▸ GOAL:
All of the lines below are to be printed again exactly; images are excluded from the output.

▸ RECORDS TO PROCESS:
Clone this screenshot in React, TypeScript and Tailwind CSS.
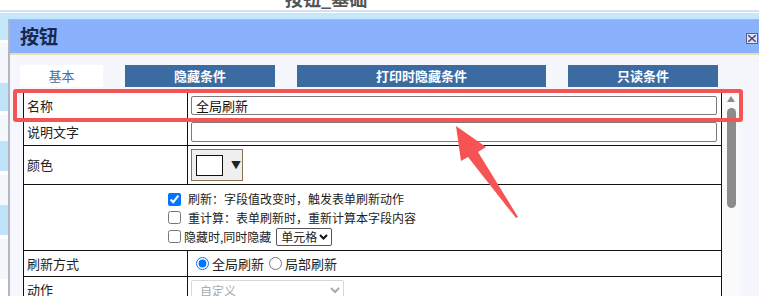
import React from "react";

const Row = ({ label, children, h }: { label: string; children?: React.ReactNode; h: string }) => (
  <div className={`flex border-b border-[#111] ${h}`}>
    <div className="w-[164px] shrink-0 border-r border-[#111] flex items-center pl-[3px] text-[13px] text-[#222]">
      {label}
    </div>
    <div className="flex-1 flex items-center">{children}</div>
  </div>
);

const App = () => {
  return (
    <div className="relative w-[759px] h-[296px] overflow-hidden bg-white font-['Noto_Sans_CJK_SC',sans-serif]">
      {/* page header (cut off) */}
      <div className="h-[10px] overflow-hidden pl-[285px]">
        <div className="-mt-[13px] text-[18px] leading-[22px] text-[#555] font-bold whitespace-nowrap">按钮_基础</div>
      </div>
      <div className="h-[2px] bg-[#d5e1f3]" />
      <div className="h-[1px] bg-white" />
      <div className="h-[6px] bg-[#c3e7fb]" />

      <div className="flex">
        {/* left page strip */}
        <div className="w-[8px] shrink-0 flex flex-col">
          <div className="h-[21px] bg-[#c3e7fb]" />
          <div className="h-[3px] bg-white" />
          <div className="h-[40px] bg-[#f4f8fc]" />
          <div className="h-[28px] bg-[#bfe4fa]" />
          <div className="h-[4px] bg-white" />
          <div className="h-[26px] bg-[#f4f8fc]" />
          <div className="h-[30px] bg-[#bfe4fa]" />
          <div className="h-[4px] bg-white" />
          <div className="h-[30px] bg-[#f4f8fc]" />
          <div className="h-[30px] bg-[#bfe4fa]" />
          <div className="h-[4px] bg-white" />
          <div className="h-[40px] bg-[#f4f8fc]" />
        </div>

        {/* dialog */}
        <div className="w-[760px] shrink-0 border-l-2 border-t border-[#b3b6c0] bg-[#f5f7fc]">
          <div className="h-[33px] bg-[#8ab1fb] flex items-center justify-between pl-[10px] pr-[10px]">
            <span className="text-[19px] font-bold text-[#18284c] whitespace-nowrap">按钮</span>
            <div className="w-[12px] h-[11px] border border-[#5e5e86] bg-[#dfe3f7] flex items-center justify-center mt-[3px]">
              <svg width="8" height="7" viewBox="0 0 8 7">
                <path d="M0 0 L8 7 M0 7 L8 0" stroke="#4a4a70" strokeWidth="1.4" />
              </svg>
            </div>
          </div>
          <div className="h-[2px] bg-[#e4e2a8]" />

          {/* tabs */}
          <div className="flex gap-[22px] pl-[10px] pt-[10px] text-[13px]">
            <div className="w-[83px] h-[22px] bg-white flex items-center justify-center text-[#4b6b99]">基本</div>
            <div className="w-[150px] h-[22px] bg-[#3c6ba2] flex items-center justify-center text-white font-bold">隐藏条件</div>
            <div className="w-[249px] h-[22px] bg-[#3c6ba2] flex items-center justify-center text-white font-bold">打印时隐藏条件</div>
            <div className="w-[150px] h-[22px] bg-[#3c6ba2] flex items-center justify-center text-white font-bold">只读条件</div>
          </div>

          {/* table + scrollbar */}
          <div className="flex pl-[13px] pt-[5px]">
            <div className="w-[699px] border-l border-r border-t border-[#111] bg-white">
              <Row label="名称" h="h-[26px]">
                <div className="ml-[3px] w-[526px] h-[19px] border border-[#7a7a7a] rounded-[2px] flex items-center pl-[4px] text-[13px] text-[#111]">
                  全局刷新
                </div>
              </Row>
              <Row label="说明文字" h="h-[27px]">
                <div className="ml-[3px] w-[526px] h-[20px] border border-[#7a7a7a] rounded-[2px]" />
              </Row>
              <Row label="颜色" h="h-[39px]">
                <div className="ml-[3px] w-[52px] h-[32px] border border-[#8b7453] bg-[#efefef] flex items-center pl-[4px] gap-[8px]">
                  <div className="w-[27px] h-[21px] border border-[#111] bg-white" />
                  <span className="text-[10px] text-[#222] leading-none">▼</span>
                </div>
              </Row>
              <div className="h-[66px] border-b border-[#111] pl-[141px] pt-[5px] text-[12px] text-[#222] flex flex-col">
                <label className="flex items-center h-[18px]">
                  <input type="checkbox" defaultChecked className="m-0 ml-[3px] w-[13px] h-[13px]" />
                  <span className="ml-[7px]">刷新：字段值改变时，触发表单刷新动作</span>
                </label>
                <label className="flex items-center h-[19px]">
                  <input type="checkbox" className="m-0 ml-[3px] w-[13px] h-[13px]" />
                  <span className="ml-[7px]">重计算：表单刷新时，重新计算本字段内容</span>
                </label>
                <label className="flex items-center h-[19px]">
                  <input type="checkbox" className="m-0 ml-[3px] w-[13px] h-[13px]" />
                  <span className="ml-[3px]">隐藏时,同时隐藏</span>
                  <span className="ml-[5px] w-[56px] h-[18px] border border-[#555] rounded-[2px] flex items-center pl-[4px] gap-[2px] bg-white whitespace-nowrap">
                    单元格
                    <svg width="9" height="6" viewBox="0 0 9 6">
                      <path d="M1 1 L4.5 4.5 L8 1" stroke="#111" strokeWidth="2" fill="none" />
                    </svg>
                  </span>
                </label>
              </div>
              <Row label="刷新方式" h="h-[26px]">
                <label className="flex items-center text-[13px] text-[#222]">
                  <input type="radio" name="r" defaultChecked className="m-0 ml-[8px] w-[13px] h-[13px]" />
                  <span className="ml-[3px]">全局刷新</span>
                </label>
                <label className="flex items-center text-[13px] text-[#222]">
                  <input type="radio" name="r" className="m-0 ml-[5px] w-[13px] h-[13px]" />
                  <span className="ml-[3px]">局部刷新</span>
                </label>
              </Row>
              <Row label="动作" h="h-[26px]">
                <select disabled className="ml-[3px] w-[153px] h-[20px] border border-[#d8d8d8] rounded-[2px] text-[12px] text-[#aaa] bg-white pl-[4px]">
                  <option>自定义</option>
                </select>
              </Row>
            </div>

            {/* scrollbar */}
            <div className="w-[18px] bg-[#fafafa] flex flex-col items-center pt-[4px]">
              <svg width="8" height="6" viewBox="0 0 8 6">
                <path d="M4 0 L8 6 L0 6 Z" fill="#8c8c8c" />
              </svg>
              <div className="mt-[6px] w-[9px] h-[100px] rounded-full bg-[#8c8c8c]" />
            </div>
          </div>
        </div>
      </div>

      {/* red annotation */}
      <div className="absolute left-[13px] top-[89px] w-[730px] h-[33px] border-[4px] border-[#f65454] rounded-[3px]" />
      <svg className="absolute left-0 top-0" width="759" height="296" viewBox="0 0 759 296">
        <polygon
          points="456,126 486,147 478,152 518,217 516,218 468,157 461,161"
          fill="#f65454"
        />
      </svg>
    </div>
  );
};

export default App;
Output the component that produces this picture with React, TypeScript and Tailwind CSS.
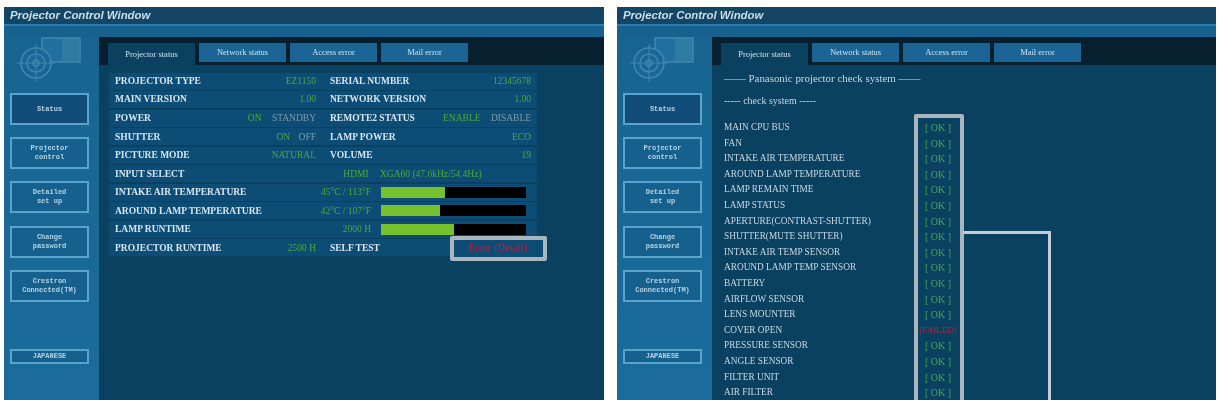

▸ ANSWER FOR THIS EXERCISE:
Clone this screenshot in React, TypeScript and Tailwind CSS.
import React from "react";

const Row = ({ label, children, h }: { label: string; children?: React.ReactNode; h: string }) => (
  <div className={`flex border-b border-[#111] ${h}`}>
    <div className="w-[164px] shrink-0 border-r border-[#111] flex items-center pl-[3px] text-[13px] text-[#222]">
      {label}
    </div>
    <div className="flex-1 flex items-center">{children}</div>
  </div>
);

const App = () => {
  return (
    <div className="relative w-[759px] h-[296px] overflow-hidden bg-white font-['Noto_Sans_CJK_SC',sans-serif]">
      {/* page header (cut off) */}
      <div className="h-[10px] overflow-hidden pl-[285px]">
        <div className="-mt-[13px] text-[18px] leading-[22px] text-[#555] font-bold whitespace-nowrap">按钮_基础</div>
      </div>
      <div className="h-[2px] bg-[#d5e1f3]" />
      <div className="h-[1px] bg-white" />
      <div className="h-[6px] bg-[#c3e7fb]" />

      <div className="flex">
        {/* left page strip */}
        <div className="w-[8px] shrink-0 flex flex-col">
          <div className="h-[21px] bg-[#c3e7fb]" />
          <div className="h-[3px] bg-white" />
          <div className="h-[40px] bg-[#f4f8fc]" />
          <div className="h-[28px] bg-[#bfe4fa]" />
          <div className="h-[4px] bg-white" />
          <div className="h-[26px] bg-[#f4f8fc]" />
          <div className="h-[30px] bg-[#bfe4fa]" />
          <div className="h-[4px] bg-white" />
          <div className="h-[30px] bg-[#f4f8fc]" />
          <div className="h-[30px] bg-[#bfe4fa]" />
          <div className="h-[4px] bg-white" />
          <div className="h-[40px] bg-[#f4f8fc]" />
        </div>

        {/* dialog */}
        <div className="w-[760px] shrink-0 border-l-2 border-t border-[#b3b6c0] bg-[#f5f7fc]">
          <div className="h-[33px] bg-[#8ab1fb] flex items-center justify-between pl-[10px] pr-[10px]">
            <span className="text-[19px] font-bold text-[#18284c] whitespace-nowrap">按钮</span>
            <div className="w-[12px] h-[11px] border border-[#5e5e86] bg-[#dfe3f7] flex items-center justify-center mt-[3px]">
              <svg width="8" height="7" viewBox="0 0 8 7">
                <path d="M0 0 L8 7 M0 7 L8 0" stroke="#4a4a70" strokeWidth="1.4" />
              </svg>
            </div>
          </div>
          <div className="h-[2px] bg-[#e4e2a8]" />

          {/* tabs */}
          <div className="flex gap-[22px] pl-[10px] pt-[10px] text-[13px]">
            <div className="w-[83px] h-[22px] bg-white flex items-center justify-center text-[#4b6b99]">基本</div>
            <div className="w-[150px] h-[22px] bg-[#3c6ba2] flex items-center justify-center text-white font-bold">隐藏条件</div>
            <div className="w-[249px] h-[22px] bg-[#3c6ba2] flex items-center justify-center text-white font-bold">打印时隐藏条件</div>
            <div className="w-[150px] h-[22px] bg-[#3c6ba2] flex items-center justify-center text-white font-bold">只读条件</div>
          </div>

          {/* table + scrollbar */}
          <div className="flex pl-[13px] pt-[5px]">
            <div className="w-[699px] border-l border-r border-t border-[#111] bg-white">
              <Row label="名称" h="h-[26px]">
                <div className="ml-[3px] w-[526px] h-[19px] border border-[#7a7a7a] rounded-[2px] flex items-center pl-[4px] text-[13px] text-[#111]">
                  全局刷新
                </div>
              </Row>
              <Row label="说明文字" h="h-[27px]">
                <div className="ml-[3px] w-[526px] h-[20px] border border-[#7a7a7a] rounded-[2px]" />
              </Row>
              <Row label="颜色" h="h-[39px]">
                <div className="ml-[3px] w-[52px] h-[32px] border border-[#8b7453] bg-[#efefef] flex items-center pl-[4px] gap-[8px]">
                  <div className="w-[27px] h-[21px] border border-[#111] bg-white" />
                  <span className="text-[10px] text-[#222] leading-none">▼</span>
                </div>
              </Row>
              <div className="h-[66px] border-b border-[#111] pl-[141px] pt-[5px] text-[12px] text-[#222] flex flex-col">
                <label className="flex items-center h-[18px]">
                  <input type="checkbox" defaultChecked className="m-0 ml-[3px] w-[13px] h-[13px]" />
                  <span className="ml-[7px]">刷新：字段值改变时，触发表单刷新动作</span>
                </label>
                <label className="flex items-center h-[19px]">
                  <input type="checkbox" className="m-0 ml-[3px] w-[13px] h-[13px]" />
                  <span className="ml-[7px]">重计算：表单刷新时，重新计算本字段内容</span>
                </label>
                <label className="flex items-center h-[19px]">
                  <input type="checkbox" className="m-0 ml-[3px] w-[13px] h-[13px]" />
                  <span className="ml-[3px]">隐藏时,同时隐藏</span>
                  <span className="ml-[5px] w-[56px] h-[18px] border border-[#555] rounded-[2px] flex items-center pl-[4px] gap-[2px] bg-white whitespace-nowrap">
                    单元格
                    <svg width="9" height="6" viewBox="0 0 9 6">
                      <path d="M1 1 L4.5 4.5 L8 1" stroke="#111" strokeWidth="2" fill="none" />
                    </svg>
                  </span>
                </label>
              </div>
              <Row label="刷新方式" h="h-[26px]">
                <label className="flex items-center text-[13px] text-[#222]">
                  <input type="radio" name="r" defaultChecked className="m-0 ml-[8px] w-[13px] h-[13px]" />
                  <span className="ml-[3px]">全局刷新</span>
                </label>
                <label className="flex items-center text-[13px] text-[#222]">
                  <input type="radio" name="r" className="m-0 ml-[5px] w-[13px] h-[13px]" />
                  <span className="ml-[3px]">局部刷新</span>
                </label>
              </Row>
              <Row label="动作" h="h-[26px]">
                <select disabled className="ml-[3px] w-[153px] h-[20px] border border-[#d8d8d8] rounded-[2px] text-[12px] text-[#aaa] bg-white pl-[4px]">
                  <option>自定义</option>
                </select>
              </Row>
            </div>

            {/* scrollbar */}
            <div className="w-[18px] bg-[#fafafa] flex flex-col items-center pt-[4px]">
              <svg width="8" height="6" viewBox="0 0 8 6">
                <path d="M4 0 L8 6 L0 6 Z" fill="#8c8c8c" />
              </svg>
              <div className="mt-[6px] w-[9px] h-[100px] rounded-full bg-[#8c8c8c]" />
            </div>
          </div>
        </div>
      </div>

      {/* red annotation */}
      <div className="absolute left-[13px] top-[89px] w-[730px] h-[33px] border-[4px] border-[#f65454] rounded-[3px]" />
      <svg className="absolute left-0 top-0" width="759" height="296" viewBox="0 0 759 296">
        <polygon
          points="456,126 486,147 478,152 518,217 516,218 468,157 461,161"
          fill="#f65454"
        />
      </svg>
    </div>
  );
};

export default App;
Output the component that produces this picture with React, TypeScript and Tailwind CSS.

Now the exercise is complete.